Dazu passt, dass Julia sich dem Erzähler offenbar niemals ganz hingibt, wie man so schön sagt – zu mehr als heftigen Küssen kommt es nicht. Allein deswegen ist dieses Buch eine Ungeheuerlichkeit. Was anfangen mit einer Liebe, die derart stark ins Reine überhöht wird, in eine Verbindung zwischen Brüderlein und Schwesterlein, dass ihr das Reale abhanden kommt? Man erwischt sich dabei, dass man den beiden wünscht, sie würden einfach mal, pardon, vögeln, um ihre Idealvorstellung mit der Realität abzugleichen.

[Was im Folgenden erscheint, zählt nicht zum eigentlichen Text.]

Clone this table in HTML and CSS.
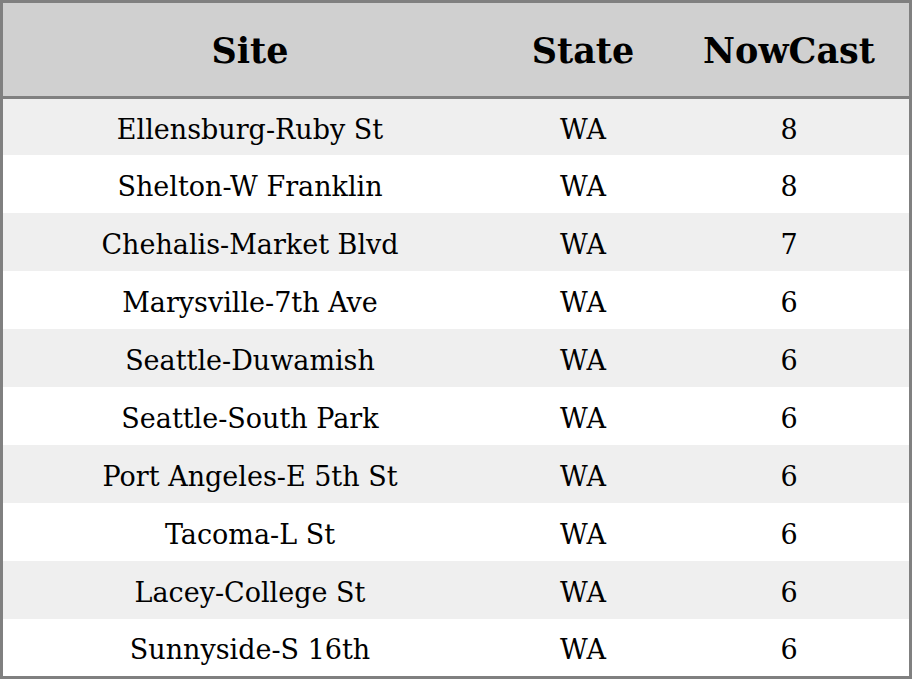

Wie lässt sich eine derart transzendierende Liebesgeschichte zum unvermeidlichen Ende hinbiegen? Julia, wenig überraschend, hält sich alle Hintertürchen offen. Der Erzähler mietet sich nach ihrem Umzug nach Australien im mittelalterlichen Anwesen eines Freundes in Südfrankreich ein und verbringt seine Tage von nun an malend im Burgturm. Dieses Eremitendasein denkt Bessing so konsequent wie absurd zu Ende. J. malt nicht irgendetwas, sondern seine erste Begegnung mit Julia vor dem Bücherregal eines befreundeten Galeristen, in pedantischer Kleinstarbeit und lächerlich detailversessen (er bittet den Besitzer des Bücherregals um ein Werkverzeichnis seiner Bibliothek, um die Buchrücken korrekt beschriften zu können). Als letztes Detail fügt er seinem Werk, das ein Lebenswerk ist und Vermächtnis und Ikone und Reliquie zugleich, Julias Ehering hinzu, “den sichtbaren Teil eines schmalen Reifs.”

So hoffnungslos verkitscht “Untitled” ist,  so sehr das Buch zum Kopfschütteln verleitet… (weil die Liebe zur Plage wird, weil der Protagonist sich bereits nach wenigen Buchseiten selbst abhanden kommt, weil man bis zum Schluss keine Entscheidung treffen kann, ob man selbst sich ein solches Erleben und Erbeben wünscht oder nicht – was in Ordnung geht, weil man diese Entscheidung wahrscheinlich nicht selbst zu treffen hat)… so sehr einem der Sound der Erzählung in Teilen die Nerven raubt, bis man kurz darauf wieder glücklich mitsummt (weil der Erzähler einen hervorragenden Musikgeschmack hat und den Leser daran teilhaben lässt, etwa mit der abschließenden Liste der sechsundvierzig bedeutendsten Songs für J&J, darunter Nicolas Jaar, Modeselektor, Nirvana, The Strokes, denn: “Unser Ideal einer Diskothek beanspruchte (…) des verschärftesten Willens zur Reduktion trotzend noch immer 46 Songs*. Oder wie Julia stets zu sagen pflegte: Musik war das Allerwichtigste.”)… so erschüttert lässt “Untitled” den durch Vorabendserien und Foto-Lovestories sozialisierten Leser zurück. Die Liebe in Zeiten des Datenflows, vielleicht gibt es sie. Ein Gewinn.